--- START OF Dataset section ---

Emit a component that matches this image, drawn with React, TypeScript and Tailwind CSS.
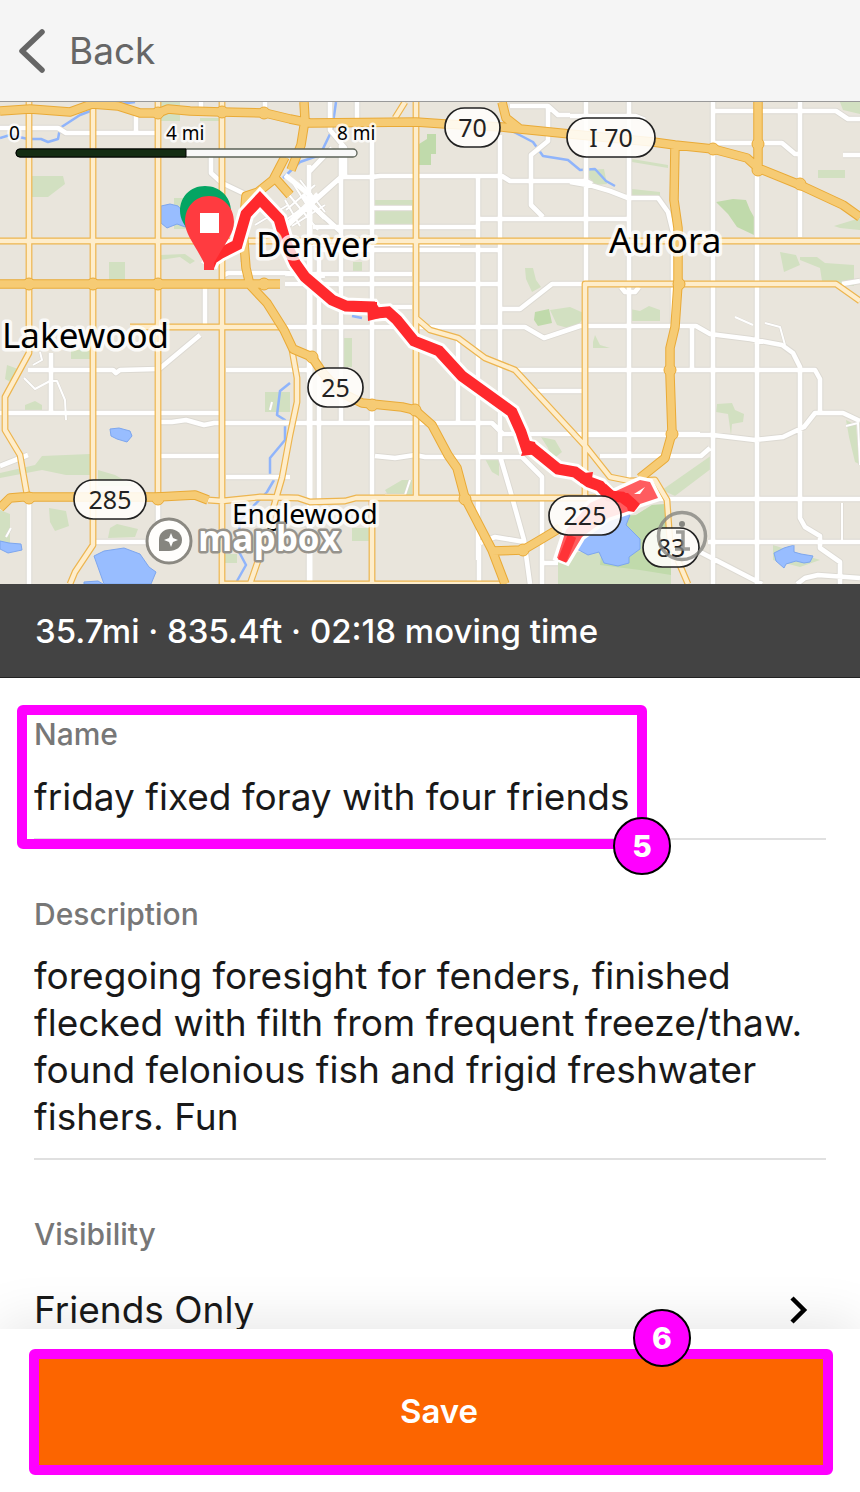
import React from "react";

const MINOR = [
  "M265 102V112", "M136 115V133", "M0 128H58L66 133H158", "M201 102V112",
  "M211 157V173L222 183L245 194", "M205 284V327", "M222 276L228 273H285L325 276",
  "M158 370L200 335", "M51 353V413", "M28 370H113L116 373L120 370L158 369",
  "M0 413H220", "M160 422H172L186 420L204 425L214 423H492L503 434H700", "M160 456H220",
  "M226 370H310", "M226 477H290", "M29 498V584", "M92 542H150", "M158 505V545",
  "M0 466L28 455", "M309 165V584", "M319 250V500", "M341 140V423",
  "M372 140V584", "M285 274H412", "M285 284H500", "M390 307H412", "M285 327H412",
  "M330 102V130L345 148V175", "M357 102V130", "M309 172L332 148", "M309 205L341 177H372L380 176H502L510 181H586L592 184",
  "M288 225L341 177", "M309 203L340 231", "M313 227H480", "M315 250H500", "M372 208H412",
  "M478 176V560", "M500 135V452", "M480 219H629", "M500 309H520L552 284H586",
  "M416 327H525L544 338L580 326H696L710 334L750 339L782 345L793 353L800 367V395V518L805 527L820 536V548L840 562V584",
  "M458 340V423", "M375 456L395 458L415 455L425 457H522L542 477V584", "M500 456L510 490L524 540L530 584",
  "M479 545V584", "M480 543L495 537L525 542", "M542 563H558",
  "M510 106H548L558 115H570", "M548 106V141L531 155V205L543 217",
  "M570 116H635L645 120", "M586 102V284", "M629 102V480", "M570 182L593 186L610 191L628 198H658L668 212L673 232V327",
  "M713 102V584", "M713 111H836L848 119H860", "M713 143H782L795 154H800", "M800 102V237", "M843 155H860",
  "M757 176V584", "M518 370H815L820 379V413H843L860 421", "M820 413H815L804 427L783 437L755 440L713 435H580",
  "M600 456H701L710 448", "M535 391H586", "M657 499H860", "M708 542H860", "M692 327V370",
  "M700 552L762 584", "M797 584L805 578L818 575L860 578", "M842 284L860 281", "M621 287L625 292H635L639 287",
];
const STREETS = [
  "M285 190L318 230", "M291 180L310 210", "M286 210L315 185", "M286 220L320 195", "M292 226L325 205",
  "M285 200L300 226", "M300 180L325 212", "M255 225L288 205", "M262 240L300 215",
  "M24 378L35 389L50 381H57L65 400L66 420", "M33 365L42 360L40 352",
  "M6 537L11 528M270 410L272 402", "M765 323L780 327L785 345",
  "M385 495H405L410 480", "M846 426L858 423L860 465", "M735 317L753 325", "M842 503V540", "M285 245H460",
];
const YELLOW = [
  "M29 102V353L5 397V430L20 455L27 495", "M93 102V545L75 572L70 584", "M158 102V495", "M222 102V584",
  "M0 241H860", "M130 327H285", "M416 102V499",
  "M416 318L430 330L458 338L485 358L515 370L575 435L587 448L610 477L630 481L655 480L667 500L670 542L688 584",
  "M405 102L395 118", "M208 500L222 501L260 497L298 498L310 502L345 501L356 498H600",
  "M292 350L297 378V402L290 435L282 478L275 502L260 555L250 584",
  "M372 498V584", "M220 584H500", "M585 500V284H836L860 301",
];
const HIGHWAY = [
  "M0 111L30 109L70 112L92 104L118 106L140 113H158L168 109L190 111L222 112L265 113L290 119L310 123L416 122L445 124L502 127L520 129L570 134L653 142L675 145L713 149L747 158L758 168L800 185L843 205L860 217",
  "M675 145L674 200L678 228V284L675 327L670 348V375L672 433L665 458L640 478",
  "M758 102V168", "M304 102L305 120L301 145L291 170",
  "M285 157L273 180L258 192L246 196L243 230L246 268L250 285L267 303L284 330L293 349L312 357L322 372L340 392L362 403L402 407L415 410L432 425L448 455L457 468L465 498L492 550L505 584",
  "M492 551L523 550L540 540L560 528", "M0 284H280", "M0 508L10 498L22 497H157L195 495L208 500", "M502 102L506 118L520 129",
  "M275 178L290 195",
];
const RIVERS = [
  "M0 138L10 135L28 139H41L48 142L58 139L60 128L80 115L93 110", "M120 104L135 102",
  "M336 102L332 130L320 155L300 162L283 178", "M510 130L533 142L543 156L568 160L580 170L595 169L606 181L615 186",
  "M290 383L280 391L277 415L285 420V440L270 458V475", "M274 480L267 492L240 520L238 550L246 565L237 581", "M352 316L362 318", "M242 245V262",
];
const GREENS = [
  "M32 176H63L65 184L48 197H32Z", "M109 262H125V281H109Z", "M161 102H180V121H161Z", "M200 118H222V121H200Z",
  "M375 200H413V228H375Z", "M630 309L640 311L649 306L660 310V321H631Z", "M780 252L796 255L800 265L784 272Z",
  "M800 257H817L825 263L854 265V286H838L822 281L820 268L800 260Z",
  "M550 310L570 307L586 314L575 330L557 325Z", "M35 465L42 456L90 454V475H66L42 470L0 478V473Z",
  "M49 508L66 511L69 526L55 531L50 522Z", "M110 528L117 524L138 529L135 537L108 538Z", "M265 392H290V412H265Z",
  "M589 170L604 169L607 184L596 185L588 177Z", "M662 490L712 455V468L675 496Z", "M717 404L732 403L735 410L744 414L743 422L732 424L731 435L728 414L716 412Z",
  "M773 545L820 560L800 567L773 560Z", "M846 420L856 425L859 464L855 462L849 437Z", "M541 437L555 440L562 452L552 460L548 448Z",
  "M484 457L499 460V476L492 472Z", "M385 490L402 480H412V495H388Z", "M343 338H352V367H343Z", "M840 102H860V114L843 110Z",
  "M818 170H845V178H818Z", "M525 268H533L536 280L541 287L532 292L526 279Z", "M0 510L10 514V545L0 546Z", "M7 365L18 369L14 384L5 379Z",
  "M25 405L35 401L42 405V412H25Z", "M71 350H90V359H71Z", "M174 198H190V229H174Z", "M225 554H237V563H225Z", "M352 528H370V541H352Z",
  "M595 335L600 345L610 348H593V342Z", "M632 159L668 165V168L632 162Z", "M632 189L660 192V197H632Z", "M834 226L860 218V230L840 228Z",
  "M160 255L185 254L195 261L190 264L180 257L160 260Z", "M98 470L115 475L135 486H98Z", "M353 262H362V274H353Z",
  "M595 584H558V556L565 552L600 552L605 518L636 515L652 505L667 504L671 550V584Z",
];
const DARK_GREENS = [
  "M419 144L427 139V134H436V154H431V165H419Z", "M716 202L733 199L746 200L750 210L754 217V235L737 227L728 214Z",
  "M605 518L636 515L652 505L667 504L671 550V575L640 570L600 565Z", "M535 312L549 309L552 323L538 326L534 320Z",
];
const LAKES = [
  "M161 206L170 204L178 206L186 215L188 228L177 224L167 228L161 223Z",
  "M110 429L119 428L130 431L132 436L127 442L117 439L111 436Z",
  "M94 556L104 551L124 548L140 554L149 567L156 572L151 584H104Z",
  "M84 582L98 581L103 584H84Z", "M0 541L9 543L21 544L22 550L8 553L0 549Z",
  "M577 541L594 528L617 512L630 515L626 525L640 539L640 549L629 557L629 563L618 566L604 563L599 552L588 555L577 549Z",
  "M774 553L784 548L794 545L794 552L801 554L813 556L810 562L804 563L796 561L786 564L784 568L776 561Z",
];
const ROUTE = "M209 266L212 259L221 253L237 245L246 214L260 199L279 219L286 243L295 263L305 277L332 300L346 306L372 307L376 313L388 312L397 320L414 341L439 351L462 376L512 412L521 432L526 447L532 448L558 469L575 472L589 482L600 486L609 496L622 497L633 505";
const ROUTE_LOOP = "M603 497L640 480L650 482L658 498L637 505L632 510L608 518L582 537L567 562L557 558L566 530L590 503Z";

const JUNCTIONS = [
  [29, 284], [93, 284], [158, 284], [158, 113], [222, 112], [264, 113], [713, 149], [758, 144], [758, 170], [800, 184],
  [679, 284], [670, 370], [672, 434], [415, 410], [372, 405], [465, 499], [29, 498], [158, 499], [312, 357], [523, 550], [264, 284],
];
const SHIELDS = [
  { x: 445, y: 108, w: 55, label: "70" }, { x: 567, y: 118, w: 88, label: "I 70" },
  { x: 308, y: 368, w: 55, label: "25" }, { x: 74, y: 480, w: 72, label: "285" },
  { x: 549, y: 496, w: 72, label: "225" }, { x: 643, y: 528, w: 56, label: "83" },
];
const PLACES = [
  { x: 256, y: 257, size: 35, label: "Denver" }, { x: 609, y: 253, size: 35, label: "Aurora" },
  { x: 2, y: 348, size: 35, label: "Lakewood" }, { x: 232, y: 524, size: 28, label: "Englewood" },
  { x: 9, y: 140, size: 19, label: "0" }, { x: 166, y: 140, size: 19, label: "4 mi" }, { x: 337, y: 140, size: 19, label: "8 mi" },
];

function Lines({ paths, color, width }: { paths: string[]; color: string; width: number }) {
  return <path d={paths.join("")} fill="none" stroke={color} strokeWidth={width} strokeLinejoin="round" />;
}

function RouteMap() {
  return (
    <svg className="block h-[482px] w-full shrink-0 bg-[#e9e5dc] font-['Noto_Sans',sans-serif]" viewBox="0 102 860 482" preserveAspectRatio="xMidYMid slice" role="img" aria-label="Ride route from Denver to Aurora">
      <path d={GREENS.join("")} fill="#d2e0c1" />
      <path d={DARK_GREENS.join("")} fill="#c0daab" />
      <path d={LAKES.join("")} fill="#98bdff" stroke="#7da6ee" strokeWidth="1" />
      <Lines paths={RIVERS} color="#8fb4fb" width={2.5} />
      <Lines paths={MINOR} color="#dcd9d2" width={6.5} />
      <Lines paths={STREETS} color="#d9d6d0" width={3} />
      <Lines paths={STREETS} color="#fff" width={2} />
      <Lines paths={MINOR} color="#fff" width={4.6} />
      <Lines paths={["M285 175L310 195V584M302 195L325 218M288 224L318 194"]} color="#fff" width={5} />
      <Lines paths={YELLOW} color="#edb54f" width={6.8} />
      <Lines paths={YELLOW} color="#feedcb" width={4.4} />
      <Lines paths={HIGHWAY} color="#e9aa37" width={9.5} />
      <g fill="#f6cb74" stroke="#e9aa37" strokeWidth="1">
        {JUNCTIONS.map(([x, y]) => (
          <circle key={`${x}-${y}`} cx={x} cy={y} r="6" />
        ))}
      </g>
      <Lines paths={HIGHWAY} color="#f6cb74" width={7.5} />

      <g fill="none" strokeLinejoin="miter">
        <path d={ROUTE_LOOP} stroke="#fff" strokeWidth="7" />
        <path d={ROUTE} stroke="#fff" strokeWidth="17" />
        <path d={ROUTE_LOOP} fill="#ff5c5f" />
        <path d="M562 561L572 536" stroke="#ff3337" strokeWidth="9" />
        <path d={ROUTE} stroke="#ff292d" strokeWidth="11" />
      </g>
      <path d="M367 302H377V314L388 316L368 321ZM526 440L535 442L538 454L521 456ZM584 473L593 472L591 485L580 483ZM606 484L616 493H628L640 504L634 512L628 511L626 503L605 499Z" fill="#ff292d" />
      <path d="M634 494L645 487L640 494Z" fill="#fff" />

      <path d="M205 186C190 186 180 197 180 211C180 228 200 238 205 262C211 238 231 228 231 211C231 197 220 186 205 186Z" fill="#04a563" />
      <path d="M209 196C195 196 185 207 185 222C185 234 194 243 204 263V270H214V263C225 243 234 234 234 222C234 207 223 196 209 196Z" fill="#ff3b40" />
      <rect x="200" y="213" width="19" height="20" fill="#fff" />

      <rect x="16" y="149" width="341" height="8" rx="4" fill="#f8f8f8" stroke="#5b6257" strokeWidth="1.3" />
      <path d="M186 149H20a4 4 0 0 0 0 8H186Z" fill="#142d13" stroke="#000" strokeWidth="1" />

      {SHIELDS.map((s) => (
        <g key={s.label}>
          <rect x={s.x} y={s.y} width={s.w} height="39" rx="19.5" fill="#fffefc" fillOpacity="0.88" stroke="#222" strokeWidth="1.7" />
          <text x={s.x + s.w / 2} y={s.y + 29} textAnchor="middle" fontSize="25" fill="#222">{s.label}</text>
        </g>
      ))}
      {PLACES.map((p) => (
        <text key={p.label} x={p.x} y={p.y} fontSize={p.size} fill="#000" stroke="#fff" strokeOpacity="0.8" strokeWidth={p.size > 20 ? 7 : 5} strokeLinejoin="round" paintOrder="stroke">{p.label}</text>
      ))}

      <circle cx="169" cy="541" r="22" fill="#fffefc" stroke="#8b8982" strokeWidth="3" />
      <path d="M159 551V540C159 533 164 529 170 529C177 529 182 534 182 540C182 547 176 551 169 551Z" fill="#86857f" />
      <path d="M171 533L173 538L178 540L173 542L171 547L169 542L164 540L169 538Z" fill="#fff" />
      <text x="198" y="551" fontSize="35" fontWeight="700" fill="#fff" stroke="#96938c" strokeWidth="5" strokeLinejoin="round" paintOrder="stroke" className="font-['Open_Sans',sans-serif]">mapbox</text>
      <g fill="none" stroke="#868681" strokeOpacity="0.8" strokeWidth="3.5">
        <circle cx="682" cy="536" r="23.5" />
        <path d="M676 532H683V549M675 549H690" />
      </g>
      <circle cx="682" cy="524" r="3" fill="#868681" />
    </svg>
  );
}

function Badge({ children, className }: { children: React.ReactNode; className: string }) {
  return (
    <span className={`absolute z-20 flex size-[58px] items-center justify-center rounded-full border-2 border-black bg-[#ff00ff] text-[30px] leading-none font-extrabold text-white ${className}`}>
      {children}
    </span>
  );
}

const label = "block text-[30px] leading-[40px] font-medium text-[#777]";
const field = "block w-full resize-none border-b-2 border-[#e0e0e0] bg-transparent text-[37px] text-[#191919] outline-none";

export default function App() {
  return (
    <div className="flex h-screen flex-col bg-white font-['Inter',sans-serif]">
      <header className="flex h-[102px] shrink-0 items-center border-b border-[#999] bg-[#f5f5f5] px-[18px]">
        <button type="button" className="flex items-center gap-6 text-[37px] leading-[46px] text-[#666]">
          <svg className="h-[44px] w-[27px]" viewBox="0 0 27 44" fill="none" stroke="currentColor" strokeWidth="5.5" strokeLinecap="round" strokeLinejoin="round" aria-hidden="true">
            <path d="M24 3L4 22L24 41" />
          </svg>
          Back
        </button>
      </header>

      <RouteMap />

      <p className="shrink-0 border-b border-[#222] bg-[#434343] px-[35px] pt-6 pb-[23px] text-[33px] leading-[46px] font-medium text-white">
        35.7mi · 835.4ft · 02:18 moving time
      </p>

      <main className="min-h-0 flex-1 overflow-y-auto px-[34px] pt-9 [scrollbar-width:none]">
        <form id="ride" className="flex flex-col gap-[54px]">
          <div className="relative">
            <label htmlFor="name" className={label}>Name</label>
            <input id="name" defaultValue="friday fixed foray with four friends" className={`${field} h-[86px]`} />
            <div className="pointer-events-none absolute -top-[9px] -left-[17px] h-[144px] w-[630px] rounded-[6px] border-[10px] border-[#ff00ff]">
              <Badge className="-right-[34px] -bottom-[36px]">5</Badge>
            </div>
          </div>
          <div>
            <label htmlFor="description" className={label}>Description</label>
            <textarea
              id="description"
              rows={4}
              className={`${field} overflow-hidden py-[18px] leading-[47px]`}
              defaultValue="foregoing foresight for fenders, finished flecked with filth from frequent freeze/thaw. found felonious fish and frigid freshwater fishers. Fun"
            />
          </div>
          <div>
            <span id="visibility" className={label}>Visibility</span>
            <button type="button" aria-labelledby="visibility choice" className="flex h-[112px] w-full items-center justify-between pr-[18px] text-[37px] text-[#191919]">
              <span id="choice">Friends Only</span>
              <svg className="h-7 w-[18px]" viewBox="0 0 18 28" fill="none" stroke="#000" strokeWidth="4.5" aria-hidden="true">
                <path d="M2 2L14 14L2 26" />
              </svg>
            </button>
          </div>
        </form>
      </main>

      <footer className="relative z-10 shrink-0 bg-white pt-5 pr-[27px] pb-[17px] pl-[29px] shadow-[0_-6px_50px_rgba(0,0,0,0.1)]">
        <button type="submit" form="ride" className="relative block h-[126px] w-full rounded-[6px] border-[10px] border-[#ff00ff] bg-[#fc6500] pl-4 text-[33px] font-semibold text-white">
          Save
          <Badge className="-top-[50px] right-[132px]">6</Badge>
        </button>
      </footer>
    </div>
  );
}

--- END OF Dataset section ---

Exercise details:
Write down every line from the opening of the listing to the line with "import React from", both included, and nothing else; the pictures are omitted.

Exercise solution:
Emit a component that matches this image, drawn with React, TypeScript and Tailwind CSS.
import React from "react";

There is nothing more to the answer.